Maybe map out the raw data, as it is on the wire, and then 'corrected' raw data, and see what the differences look like.

Internal causes:
- Bitslip - does it really work as you are expecting. I never trust/understood bitslip, and have sometimes implemented my own logic to find the correct framing.
- Sampling phase - if not already doing so, try adding an IDELAY2 and some option to set the delay. That will allow you to fine-tune when the bits are sampled. This can look a lot like a signal integrity issue.

In 7-series parts you can sort of automatically detect and adjust sampling phase, but you can't use 'wide' Serdes. You use two 4-bit Serdes, one sampling on the inverted clock, and then tune the IDELAY so that for one of the serdes blocks the transitions are picked up 50% of the time.

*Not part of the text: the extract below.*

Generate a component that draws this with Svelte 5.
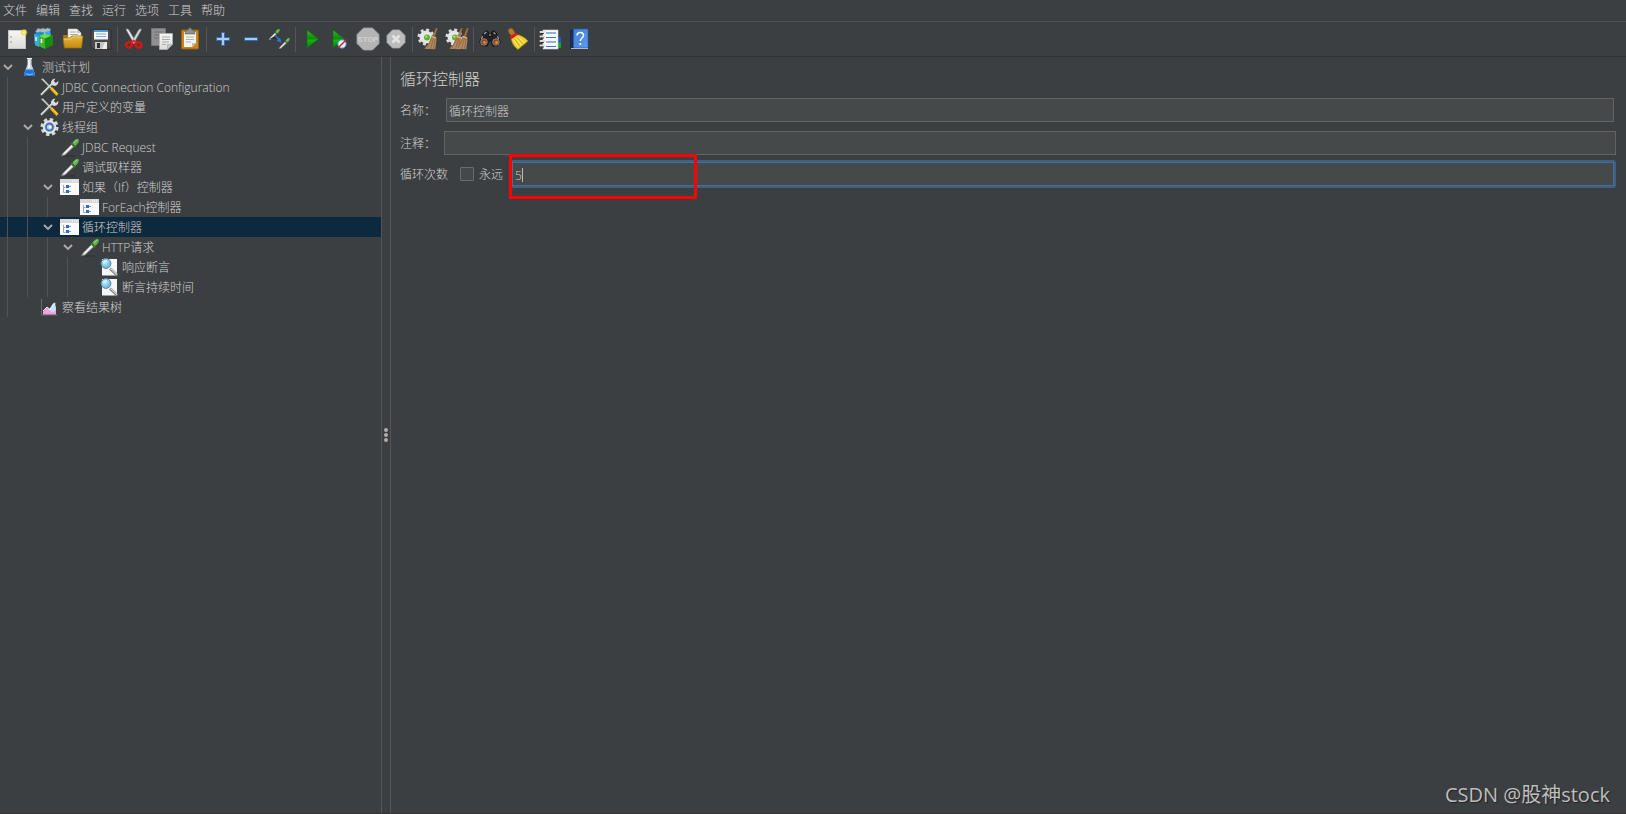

At 580Mb/s You could also consider sampling twice as fast at 1:7, combining that into a oversampled 1:14 frame, and then tuning the delays so that you are sure that the transition occurs on close to the odd bits, then use the even bits as good data.

hamster_nz:
There also seems to be some sort of pattern of errors at a finer scale too.  maybe at the 256 or 128 counts.

langwadt:
I'm thinking that the timing or signal integrity is marginal so occasionally an odd and even bit gets swapped/duplicated

can you setup the ADC to output a test pattern?

BrianHG:

--- Quote from: hamster_nz on June 21, 2017, 10:28:45 pm ---There also seems to be some sort of pattern of errors at a finer scale too.  maybe at the 256 or 128 counts.

--- End quote ---
If the serial bits are being shifted to the left or right by 1, the MSB may be mapped in the previous or next LSB bit, and you could see the type of waveform you are getting since you see only the 7 LSBs on bits 7 through 1, with what should have been the MSB bit 7 on the next or previous LSB bit 0.  This may create that type of chop in the waveform when your signal crosses the level which triggers the true MSB of the ADC.

Otherwise the output of your ADC is 2's complement AC and you are reading a straight linear signal, or, visa-versa.  This means your serdes is good, you just need to invert the 7 LSBs when the MSB is set, or change your graphing from an UNSIGNED BYTE to a SIGNED BYTE, or visa-versa.